__EXERCISE REQUIREMENTS__: Exclude the pictures and return every line exactly as written.

__DATA__:

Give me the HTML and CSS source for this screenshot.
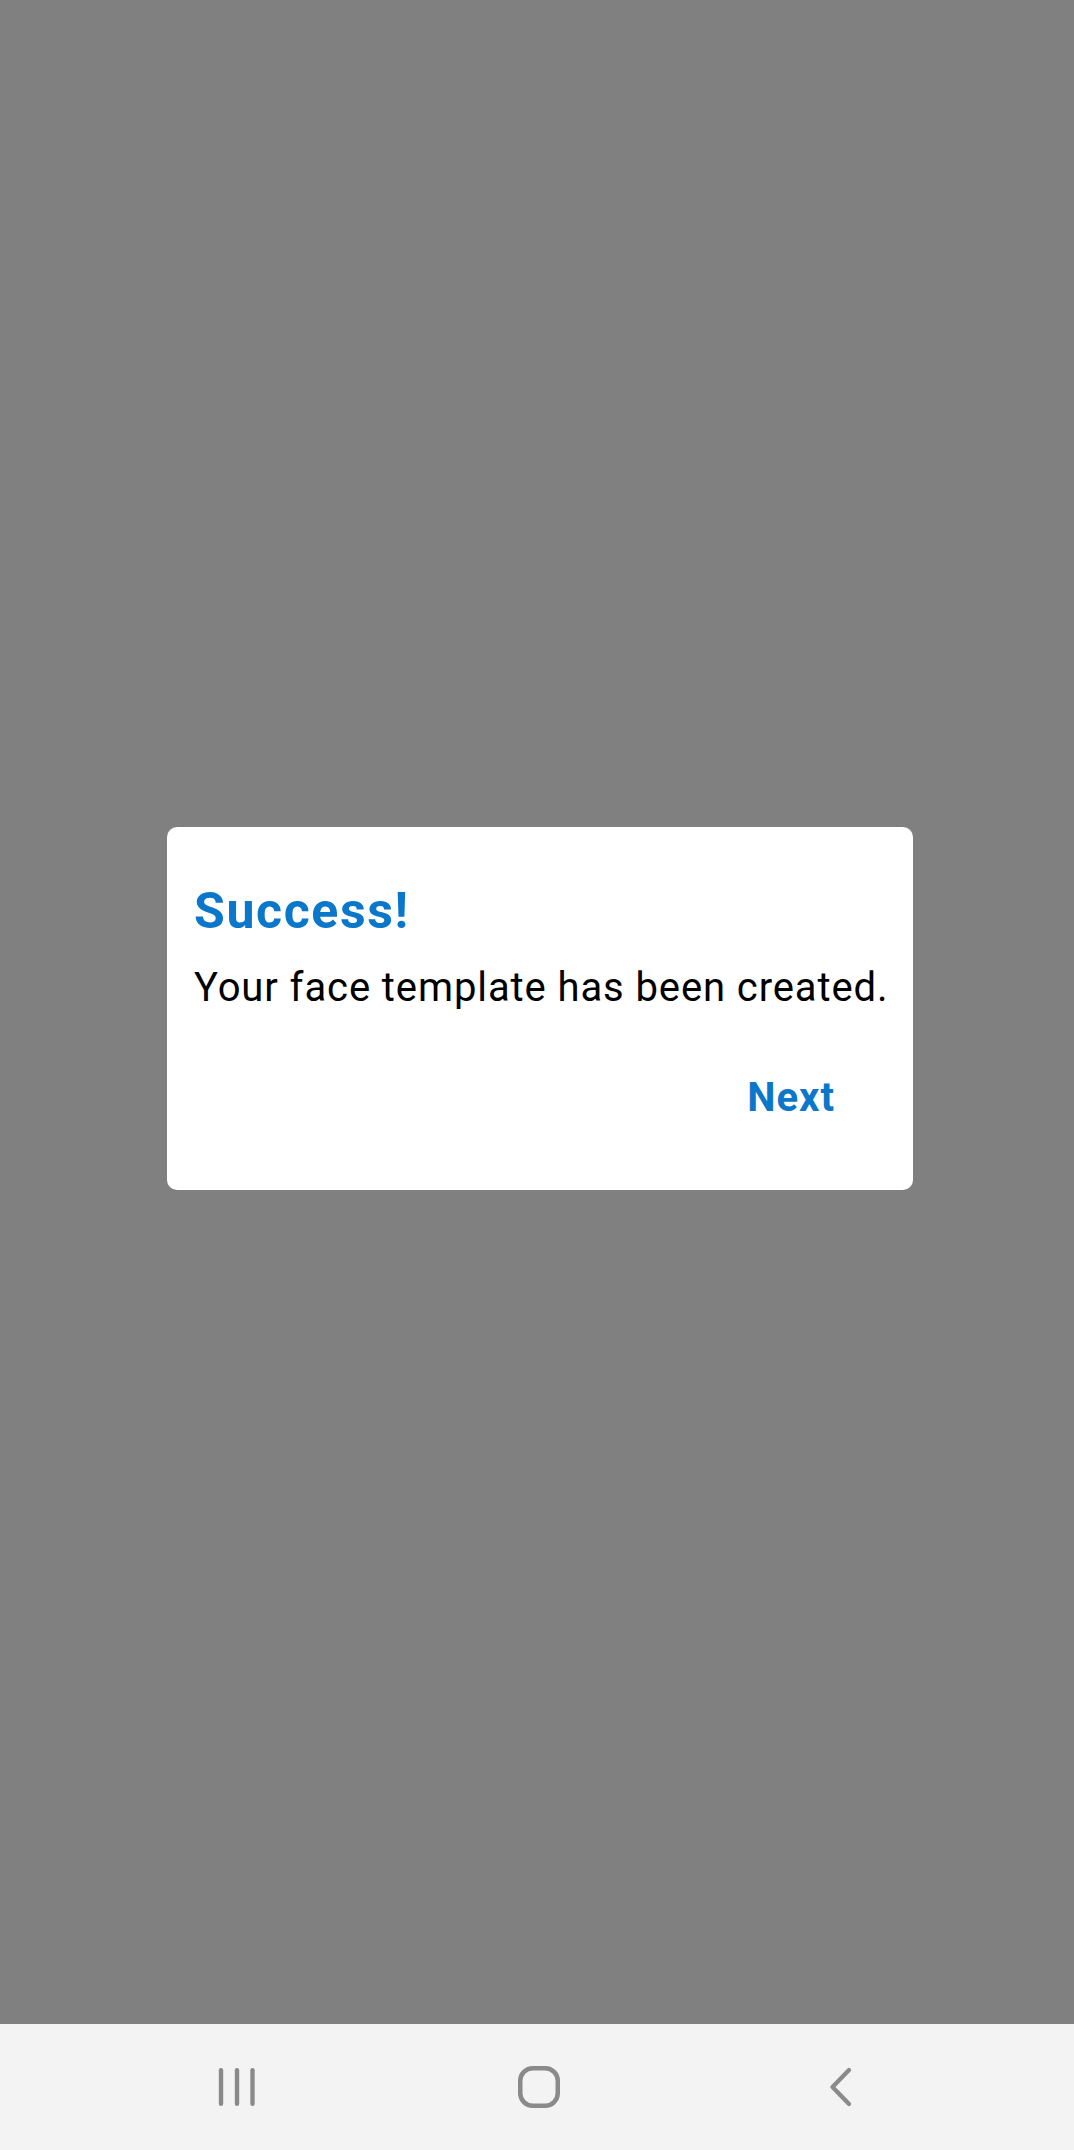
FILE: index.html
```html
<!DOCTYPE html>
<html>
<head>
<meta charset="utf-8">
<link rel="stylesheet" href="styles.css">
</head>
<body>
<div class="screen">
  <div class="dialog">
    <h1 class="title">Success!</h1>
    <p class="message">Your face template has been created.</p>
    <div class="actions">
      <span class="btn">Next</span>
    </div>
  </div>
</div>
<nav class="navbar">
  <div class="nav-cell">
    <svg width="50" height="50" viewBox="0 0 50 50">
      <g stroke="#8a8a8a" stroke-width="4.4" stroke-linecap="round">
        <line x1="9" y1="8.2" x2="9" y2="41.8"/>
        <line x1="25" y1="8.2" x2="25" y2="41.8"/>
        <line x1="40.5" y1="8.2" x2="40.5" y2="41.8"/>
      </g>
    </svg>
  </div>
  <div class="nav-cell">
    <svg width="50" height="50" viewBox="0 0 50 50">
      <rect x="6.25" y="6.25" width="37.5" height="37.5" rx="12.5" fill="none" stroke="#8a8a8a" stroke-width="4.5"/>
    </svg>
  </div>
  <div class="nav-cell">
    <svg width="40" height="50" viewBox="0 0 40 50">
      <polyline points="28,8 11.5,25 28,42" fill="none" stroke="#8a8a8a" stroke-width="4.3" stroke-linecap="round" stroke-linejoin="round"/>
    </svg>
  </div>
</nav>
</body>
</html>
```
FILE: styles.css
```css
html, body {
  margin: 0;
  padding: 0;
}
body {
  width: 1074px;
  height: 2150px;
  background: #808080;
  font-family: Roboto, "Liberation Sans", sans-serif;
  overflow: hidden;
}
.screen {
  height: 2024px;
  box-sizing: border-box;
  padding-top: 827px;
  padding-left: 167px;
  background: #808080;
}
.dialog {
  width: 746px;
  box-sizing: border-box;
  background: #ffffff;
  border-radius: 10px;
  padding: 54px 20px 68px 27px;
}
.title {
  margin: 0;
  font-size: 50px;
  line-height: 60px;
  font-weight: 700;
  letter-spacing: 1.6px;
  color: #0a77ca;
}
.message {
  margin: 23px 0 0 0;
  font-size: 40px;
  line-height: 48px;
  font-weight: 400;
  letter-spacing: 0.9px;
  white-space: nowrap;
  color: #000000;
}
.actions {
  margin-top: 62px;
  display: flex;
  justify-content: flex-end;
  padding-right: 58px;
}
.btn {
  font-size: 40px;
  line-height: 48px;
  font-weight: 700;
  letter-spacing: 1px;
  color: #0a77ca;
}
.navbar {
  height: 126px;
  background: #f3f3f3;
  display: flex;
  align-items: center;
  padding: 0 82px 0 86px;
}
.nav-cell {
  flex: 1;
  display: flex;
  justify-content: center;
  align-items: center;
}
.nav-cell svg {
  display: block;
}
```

__COMPLETED EXERCISE__:
Give me the HTML and CSS source for this screenshot.
FILE: index.html
```html
<!DOCTYPE html>
<html>
<head>
<meta charset="utf-8">
<link rel="stylesheet" href="styles.css">
</head>
<body>
<div class="screen">
  <div class="dialog">
    <h1 class="title">Success!</h1>
    <p class="message">Your face template has been created.</p>
    <div class="actions">
      <span class="btn">Next</span>
    </div>
  </div>
</div>
<nav class="navbar">
  <div class="nav-cell">
    <svg width="50" height="50" viewBox="0 0 50 50">
      <g stroke="#8a8a8a" stroke-width="4.4" stroke-linecap="round">
        <line x1="9" y1="8.2" x2="9" y2="41.8"/>
        <line x1="25" y1="8.2" x2="25" y2="41.8"/>
        <line x1="40.5" y1="8.2" x2="40.5" y2="41.8"/>
      </g>
    </svg>
  </div>
  <div class="nav-cell">
    <svg width="50" height="50" viewBox="0 0 50 50">
      <rect x="6.25" y="6.25" width="37.5" height="37.5" rx="12.5" fill="none" stroke="#8a8a8a" stroke-width="4.5"/>
    </svg>
  </div>
  <div class="nav-cell">
    <svg width="40" height="50" viewBox="0 0 40 50">
      <polyline points="28,8 11.5,25 28,42" fill="none" stroke="#8a8a8a" stroke-width="4.3" stroke-linecap="round" stroke-linejoin="round"/>
    </svg>
  </div>
</nav>
</body>
</html>
```
FILE: styles.css
```css
html, body {
  margin: 0;
  padding: 0;
}
body {
  width: 1074px;
  height: 2150px;
  background: #808080;
  font-family: Roboto, "Liberation Sans", sans-serif;
  overflow: hidden;
}
.screen {
  height: 2024px;
  box-sizing: border-box;
  padding-top: 827px;
  padding-left: 167px;
  background: #808080;
}
.dialog {
  width: 746px;
  box-sizing: border-box;
  background: #ffffff;
  border-radius: 10px;
  padding: 54px 20px 68px 27px;
}
.title {
  margin: 0;
  font-size: 50px;
  line-height: 60px;
  font-weight: 700;
  letter-spacing: 1.6px;
  color: #0a77ca;
}
.message {
  margin: 23px 0 0 0;
  font-size: 40px;
  line-height: 48px;
  font-weight: 400;
  letter-spacing: 0.9px;
  white-space: nowrap;
  color: #000000;
}
.actions {
  margin-top: 62px;
  display: flex;
  justify-content: flex-end;
  padding-right: 58px;
}
.btn {
  font-size: 40px;
  line-height: 48px;
  font-weight: 700;
  letter-spacing: 1px;
  color: #0a77ca;
}
.navbar {
  height: 126px;
  background: #f3f3f3;
  display: flex;
  align-items: center;
  padding: 0 82px 0 86px;
}
.nav-cell {
  flex: 1;
  display: flex;
  justify-content: center;
  align-items: center;
}
.nav-cell svg {
  display: block;
}
```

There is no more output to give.